After the Subcommittee released a scathing 307-page report in 2012 on JPMorgan Chase’s use of insured deposits to make high-risk gambles in exotic derivatives in London and lose $6.2 billion in the process (the London Whale scandal), Senator McCain had this to say in his opening remarks at the hearing on the matter:
“This case represents another shameful demonstration of a bank engaged in wildly risky behavior. The ‘London Whale’ incident matters to the federal government because the traders at JPMorgan were making risky bets using excess deposits, portions of which were federally insured. These excess deposits should have been used to provide loans for main-street businesses. Instead, JPMorgan used the money to bet on catastrophic risk.”
According to documents released by the Senate, JPMorgan Chase had gamed the system in multiple ways. On January 16, 2012, JPMorgan’s Chief Investment Office held $458 billion notional (face amount) in domestic and foreign credit default swap indices. Of the $458 billion, $115 billion was in an index of corporations with junk bond ratings, which the bank was not allowed to own. According to the Office of the Comptroller of the Currency, JPMorgan “transferred the market risk of these positions into a subsidiary of an Edge Act corporation, which took most of the losses.” An Edge Act corporation refers to the ability of a bank to obtain a special charter from the Federal Reserve. By establishing an Edge Act corporation, U.S. banks are able to engage in investments not available under standard banking laws.

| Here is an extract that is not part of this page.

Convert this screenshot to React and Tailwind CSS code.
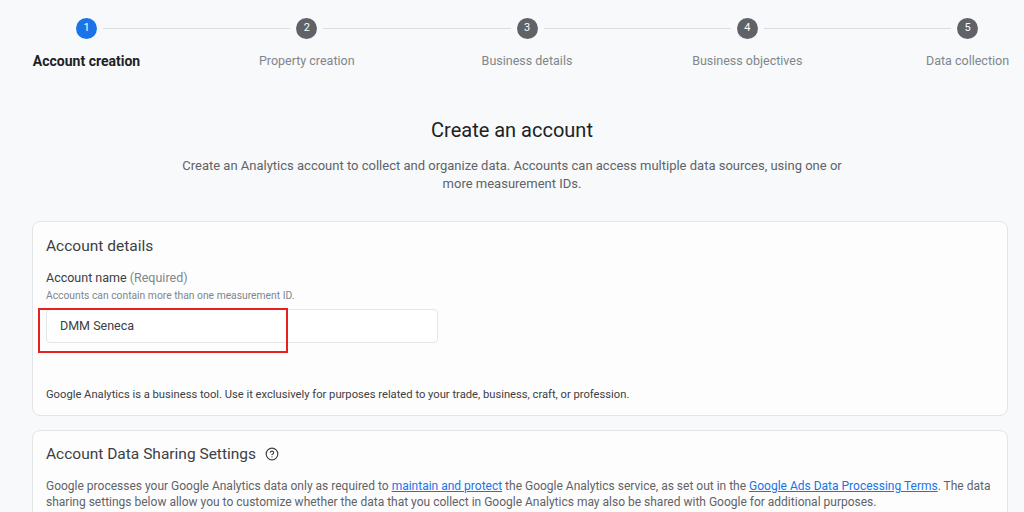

The London Whale is far from the only example we’ve seen of Wall Street using insured deposits backed by the taxpayer to make wild gambles or engage in transactions that are against the public interest since the frankenbanks were bailed out after collapsing the financial system in 2008.
Last year the Wall Street Journal’s Jenny Strasburg reported that “Bank of America Corp. for years used its government-backed U.S. banking subsidiary to finance billions of dollars in controversial trades that helped hedge funds and other clients avoid taxes, according to internal documents and people familiar with the matter.”
Two men who have repeatedly stood in the way of restoring the Glass-Steagall Act by asserting a perceived threat that London could replace New York as the global center of banking are Senator Chuck Schumer of New York and former New York City Mayor Michael Bloomberg, whose multi-billionaire status stems from the Bloomberg data terminals he leases to frankenbanks.
As we wrote on July 8, 2013:
“On November 1, 2006, the Wall Street Journal published an opinion piece by Schumer and Mayor Michael Bloomberg titled, ‘To Save New York, Learn from London.’ Keep in mind that this opinion piece came exactly one year before Wall Street would begin its apocalyptic meltdown from lax regulation, secret off balance sheet holdings, rigged accounting, and too cozy a relationship with Washington.
“But on November 1, 2006, Schumer and Bloomberg weren’t looking at the real, festering hubris on Wall Street that would shortly bring the country within a hairsbreadth of the Great Depression, they were pounding the table for looser regulation of Wall Street and tighter reins of those who would hold them accountable in a court of law.
“The Bloomberg administration had hired the consulting firm, McKinsey & Company, to study and issue a report on making sure New York City remained the financial services capital of the world. Schumer and Bloomberg were worried about competitiveness at a time when the screaming problem was systemic corruption.
“Two of the biggest problems identified by the duo in their Wall Street Journal opinion piece were ‘overregulation’ and ‘frivolous litigation.’ They wrote that ‘our regulatory bodies are often competing to be the toughest cop on the street,’ while ‘the British regulatory body seems to be more collaborative and solutions-oriented.’
“Got that – ‘toughest cop on the street.’ As the public would soon learn in short order, those tough cops let Bernie Madoff slip through their fingers despite reams of evidence handed to them; ignored the creative accounting at Lehman Brothers and Citigroup until both firms blew up; allowed massive and imprudent derivatives exposure at AIG until it collapsed; and permitted insured bank deposits to be imperiled across Wall Street by allowing lobbyists to bully legislators into repealing the Glass-Steagall Act which had prevented Wall Street casinos from endangering the national economy since its enactment during the Great Depression.
“So out of touch were Schumer and Bloomberg with the reality of what was really happening on Wall Street at the time that they saw not a collapse in corporate ethics but a ‘worrisome trend of corporate leaders focusing inordinate time on compliance minutiae rather than innovative strategies for growth, for fear of facing personal financial penalties from overzealous regulators.’ ”
The frankenbank, or universal banking model, is now teetering across Europe as well as in the U.S. Earlier this month, the Wall Street Journal tallied up the losses and ran this sobering headline: “The Big-Bank Bloodbath: Losses Near Half a Trillion Dollars.” According to the author of the article, David Reilly: “Since the start of 2016, 20 of the world’s bigger banks have lost a quarter of their combined market value. Added up, it equals about $465 billion, according to FactSet data.”
The Glass-Steagall Act became law in 1933, four years after the 1929 crash made it abundantly clear that Wall Street investment banks could not be trusted to hold the savings of small depositors. The legislation protected this country’s financial system for 66 years until its repeal in 1999 under the Bill Clinton administration, which was packed with Wall Street cronies. It took just nine years from its repeal for Wall Street to flame out in the greatest crash since the Great Depression.
The question today is not whether Glass-Steagall should be re-enacted but whether Congress will have the courage to act before the next crash forces its hand.